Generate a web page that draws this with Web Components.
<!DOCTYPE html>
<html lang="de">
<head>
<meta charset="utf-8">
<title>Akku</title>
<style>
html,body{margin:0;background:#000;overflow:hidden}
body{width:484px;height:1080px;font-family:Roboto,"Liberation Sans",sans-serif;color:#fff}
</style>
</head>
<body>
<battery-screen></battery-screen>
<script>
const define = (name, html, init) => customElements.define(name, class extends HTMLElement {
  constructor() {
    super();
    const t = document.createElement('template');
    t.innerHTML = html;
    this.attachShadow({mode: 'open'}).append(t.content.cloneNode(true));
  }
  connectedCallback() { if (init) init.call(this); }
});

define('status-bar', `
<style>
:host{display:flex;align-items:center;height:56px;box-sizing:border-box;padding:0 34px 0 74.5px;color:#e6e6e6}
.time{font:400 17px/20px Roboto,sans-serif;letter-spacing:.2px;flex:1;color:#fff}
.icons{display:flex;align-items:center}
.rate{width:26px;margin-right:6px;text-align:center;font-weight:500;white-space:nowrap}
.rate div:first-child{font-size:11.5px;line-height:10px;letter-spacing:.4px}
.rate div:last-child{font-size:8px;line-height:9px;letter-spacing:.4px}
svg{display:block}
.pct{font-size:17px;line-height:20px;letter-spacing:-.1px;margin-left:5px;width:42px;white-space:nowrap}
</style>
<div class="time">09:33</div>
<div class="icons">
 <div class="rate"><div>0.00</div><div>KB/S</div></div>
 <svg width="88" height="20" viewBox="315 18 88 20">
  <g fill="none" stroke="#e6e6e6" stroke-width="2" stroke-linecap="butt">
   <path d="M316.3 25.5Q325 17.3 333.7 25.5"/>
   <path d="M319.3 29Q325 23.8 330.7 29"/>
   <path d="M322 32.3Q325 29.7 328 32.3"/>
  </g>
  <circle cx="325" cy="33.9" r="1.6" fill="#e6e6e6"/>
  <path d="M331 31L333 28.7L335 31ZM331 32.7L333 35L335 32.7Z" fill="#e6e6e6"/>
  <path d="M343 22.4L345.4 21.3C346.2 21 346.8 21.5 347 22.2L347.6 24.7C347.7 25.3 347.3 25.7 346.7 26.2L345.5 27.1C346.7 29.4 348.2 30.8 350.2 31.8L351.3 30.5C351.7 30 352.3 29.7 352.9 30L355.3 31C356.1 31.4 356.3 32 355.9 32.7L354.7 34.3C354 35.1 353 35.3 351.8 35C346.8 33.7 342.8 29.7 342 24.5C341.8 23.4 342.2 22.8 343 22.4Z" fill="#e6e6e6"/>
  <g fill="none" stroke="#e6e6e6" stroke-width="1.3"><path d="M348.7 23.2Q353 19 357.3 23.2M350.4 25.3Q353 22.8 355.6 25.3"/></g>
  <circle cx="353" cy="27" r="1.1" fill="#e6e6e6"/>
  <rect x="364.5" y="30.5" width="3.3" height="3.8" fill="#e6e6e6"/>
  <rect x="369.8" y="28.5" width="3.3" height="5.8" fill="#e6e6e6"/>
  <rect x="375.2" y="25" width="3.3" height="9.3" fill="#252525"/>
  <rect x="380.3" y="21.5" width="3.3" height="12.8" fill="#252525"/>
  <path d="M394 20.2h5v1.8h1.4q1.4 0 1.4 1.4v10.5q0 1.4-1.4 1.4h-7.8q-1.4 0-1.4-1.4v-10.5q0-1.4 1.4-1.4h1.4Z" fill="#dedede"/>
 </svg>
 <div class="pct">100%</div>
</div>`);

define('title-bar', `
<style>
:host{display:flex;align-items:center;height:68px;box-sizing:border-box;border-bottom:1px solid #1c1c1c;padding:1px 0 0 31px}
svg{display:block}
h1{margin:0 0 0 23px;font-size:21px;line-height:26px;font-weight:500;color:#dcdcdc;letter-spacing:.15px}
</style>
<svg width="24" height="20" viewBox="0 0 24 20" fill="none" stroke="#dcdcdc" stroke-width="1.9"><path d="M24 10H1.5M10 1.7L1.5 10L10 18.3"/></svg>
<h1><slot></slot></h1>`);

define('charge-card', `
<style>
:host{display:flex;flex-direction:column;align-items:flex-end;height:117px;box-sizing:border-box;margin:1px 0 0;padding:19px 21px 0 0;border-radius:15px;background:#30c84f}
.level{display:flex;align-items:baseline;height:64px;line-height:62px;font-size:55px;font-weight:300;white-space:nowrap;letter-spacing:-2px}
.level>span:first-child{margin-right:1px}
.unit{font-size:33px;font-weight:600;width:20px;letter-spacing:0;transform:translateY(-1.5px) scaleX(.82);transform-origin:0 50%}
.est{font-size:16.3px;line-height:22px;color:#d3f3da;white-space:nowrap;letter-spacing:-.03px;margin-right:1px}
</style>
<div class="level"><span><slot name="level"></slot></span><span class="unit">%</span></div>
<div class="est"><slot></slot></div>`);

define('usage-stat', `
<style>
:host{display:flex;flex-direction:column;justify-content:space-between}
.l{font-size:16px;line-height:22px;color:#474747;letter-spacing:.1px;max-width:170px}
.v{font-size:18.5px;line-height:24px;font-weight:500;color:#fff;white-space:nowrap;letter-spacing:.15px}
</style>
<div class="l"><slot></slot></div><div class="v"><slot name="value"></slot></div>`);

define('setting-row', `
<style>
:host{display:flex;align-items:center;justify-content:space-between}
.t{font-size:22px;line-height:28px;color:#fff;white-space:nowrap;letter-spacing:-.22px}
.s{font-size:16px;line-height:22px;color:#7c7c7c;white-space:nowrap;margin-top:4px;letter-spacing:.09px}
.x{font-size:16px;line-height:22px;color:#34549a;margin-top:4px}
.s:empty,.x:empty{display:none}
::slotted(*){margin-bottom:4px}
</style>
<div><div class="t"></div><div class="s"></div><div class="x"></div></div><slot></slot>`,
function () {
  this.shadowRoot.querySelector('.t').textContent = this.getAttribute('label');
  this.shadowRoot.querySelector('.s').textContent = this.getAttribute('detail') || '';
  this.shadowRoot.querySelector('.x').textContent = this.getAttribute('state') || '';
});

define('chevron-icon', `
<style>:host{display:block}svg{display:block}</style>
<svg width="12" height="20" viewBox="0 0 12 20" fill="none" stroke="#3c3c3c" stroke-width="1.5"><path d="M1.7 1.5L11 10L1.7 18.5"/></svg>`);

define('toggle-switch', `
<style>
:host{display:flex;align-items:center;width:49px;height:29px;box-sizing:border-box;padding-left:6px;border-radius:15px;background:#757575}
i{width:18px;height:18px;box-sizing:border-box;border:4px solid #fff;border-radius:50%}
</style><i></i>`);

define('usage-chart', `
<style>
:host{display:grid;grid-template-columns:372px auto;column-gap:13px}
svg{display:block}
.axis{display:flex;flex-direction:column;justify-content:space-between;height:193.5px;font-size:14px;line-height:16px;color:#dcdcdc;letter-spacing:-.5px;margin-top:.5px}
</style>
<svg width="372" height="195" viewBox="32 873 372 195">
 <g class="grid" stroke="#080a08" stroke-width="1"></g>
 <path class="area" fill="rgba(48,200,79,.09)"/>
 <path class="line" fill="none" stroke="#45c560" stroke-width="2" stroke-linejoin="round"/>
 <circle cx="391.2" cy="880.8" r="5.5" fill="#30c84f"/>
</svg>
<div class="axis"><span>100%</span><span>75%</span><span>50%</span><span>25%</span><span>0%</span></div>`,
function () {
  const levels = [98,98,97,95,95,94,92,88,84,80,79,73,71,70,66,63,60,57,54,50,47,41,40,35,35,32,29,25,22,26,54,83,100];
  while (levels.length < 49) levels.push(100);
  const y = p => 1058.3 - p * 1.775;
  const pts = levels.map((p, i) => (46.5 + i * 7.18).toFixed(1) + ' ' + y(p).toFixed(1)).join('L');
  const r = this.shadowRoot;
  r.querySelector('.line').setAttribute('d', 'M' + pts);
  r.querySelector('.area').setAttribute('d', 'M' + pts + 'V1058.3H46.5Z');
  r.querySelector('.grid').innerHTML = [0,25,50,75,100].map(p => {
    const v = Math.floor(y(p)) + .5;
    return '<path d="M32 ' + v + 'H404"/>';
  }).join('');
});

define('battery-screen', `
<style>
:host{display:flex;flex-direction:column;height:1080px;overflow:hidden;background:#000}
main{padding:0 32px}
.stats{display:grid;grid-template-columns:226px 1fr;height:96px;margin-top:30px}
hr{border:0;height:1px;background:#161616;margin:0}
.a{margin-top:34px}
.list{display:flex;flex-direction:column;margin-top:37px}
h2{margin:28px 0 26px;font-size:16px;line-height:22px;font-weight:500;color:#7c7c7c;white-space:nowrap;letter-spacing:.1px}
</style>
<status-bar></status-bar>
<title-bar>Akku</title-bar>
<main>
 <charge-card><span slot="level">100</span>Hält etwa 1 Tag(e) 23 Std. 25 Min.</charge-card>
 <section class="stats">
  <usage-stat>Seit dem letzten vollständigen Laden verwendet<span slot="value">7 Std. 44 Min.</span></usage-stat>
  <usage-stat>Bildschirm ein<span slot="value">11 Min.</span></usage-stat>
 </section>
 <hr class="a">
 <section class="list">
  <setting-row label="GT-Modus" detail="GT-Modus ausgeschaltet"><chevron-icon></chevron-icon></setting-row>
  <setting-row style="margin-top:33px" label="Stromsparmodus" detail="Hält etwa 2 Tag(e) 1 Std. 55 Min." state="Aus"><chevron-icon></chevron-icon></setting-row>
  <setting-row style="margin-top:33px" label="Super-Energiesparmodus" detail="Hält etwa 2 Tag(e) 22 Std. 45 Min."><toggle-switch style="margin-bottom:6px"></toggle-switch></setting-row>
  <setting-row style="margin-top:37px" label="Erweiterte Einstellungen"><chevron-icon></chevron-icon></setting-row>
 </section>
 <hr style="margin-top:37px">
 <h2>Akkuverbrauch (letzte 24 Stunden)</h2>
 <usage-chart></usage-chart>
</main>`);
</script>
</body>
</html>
==
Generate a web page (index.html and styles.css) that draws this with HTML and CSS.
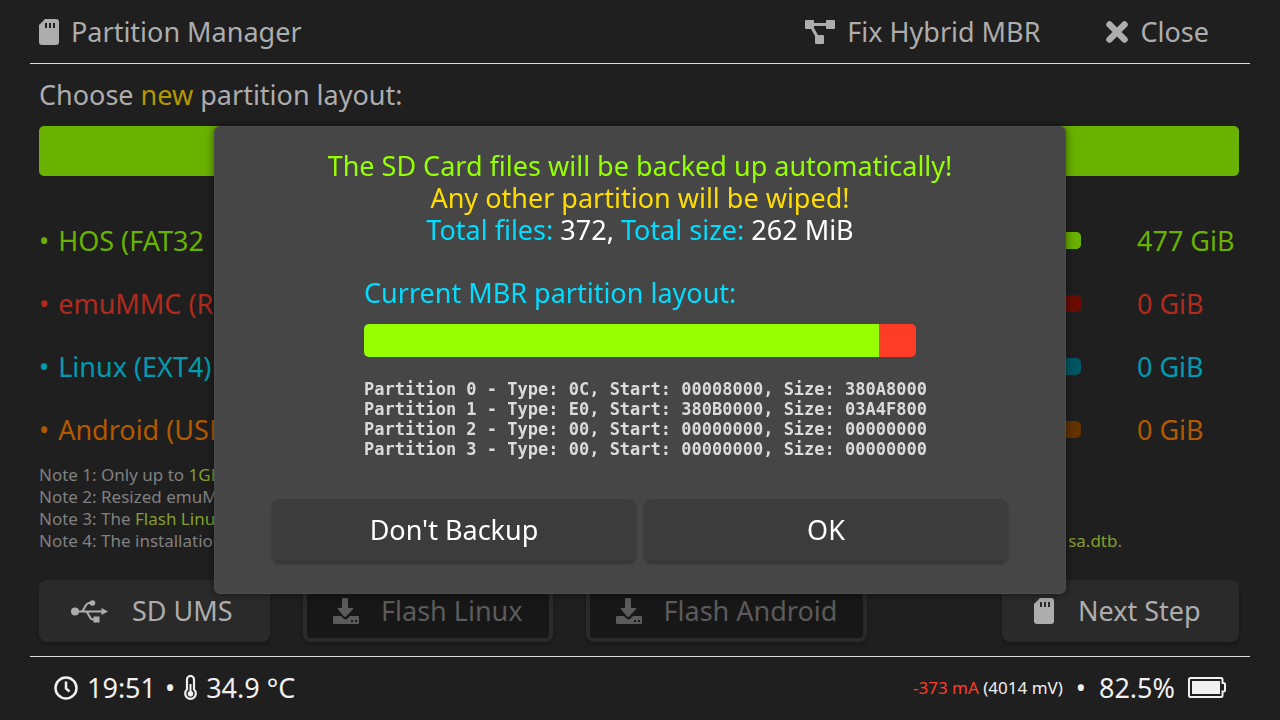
==
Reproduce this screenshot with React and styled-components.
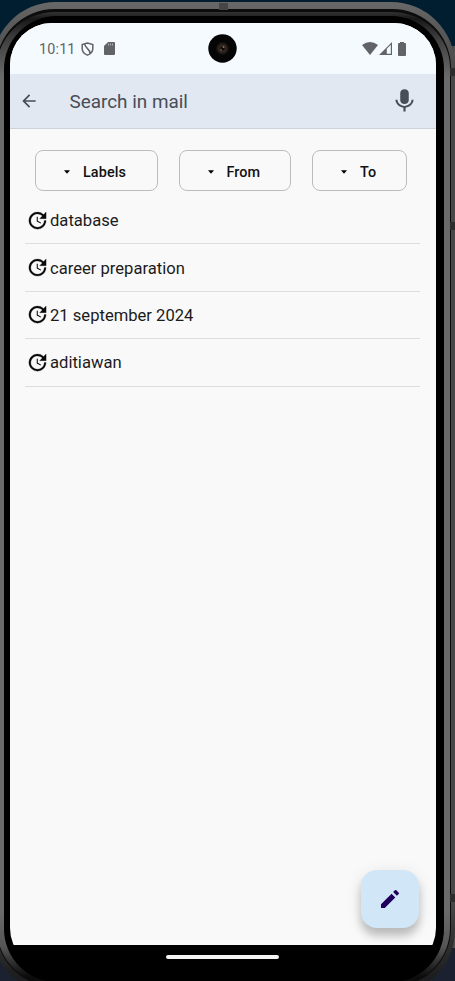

EXERCISE DIRECTIONS: Select every line of the material above holding the word "with" and copy it.

EXERCISE RESULT:
Generate a web page that draws this with Web Components.
Generate a web page (index.html and styles.css) that draws this with HTML and CSS.
Reproduce this screenshot with React and styled-components.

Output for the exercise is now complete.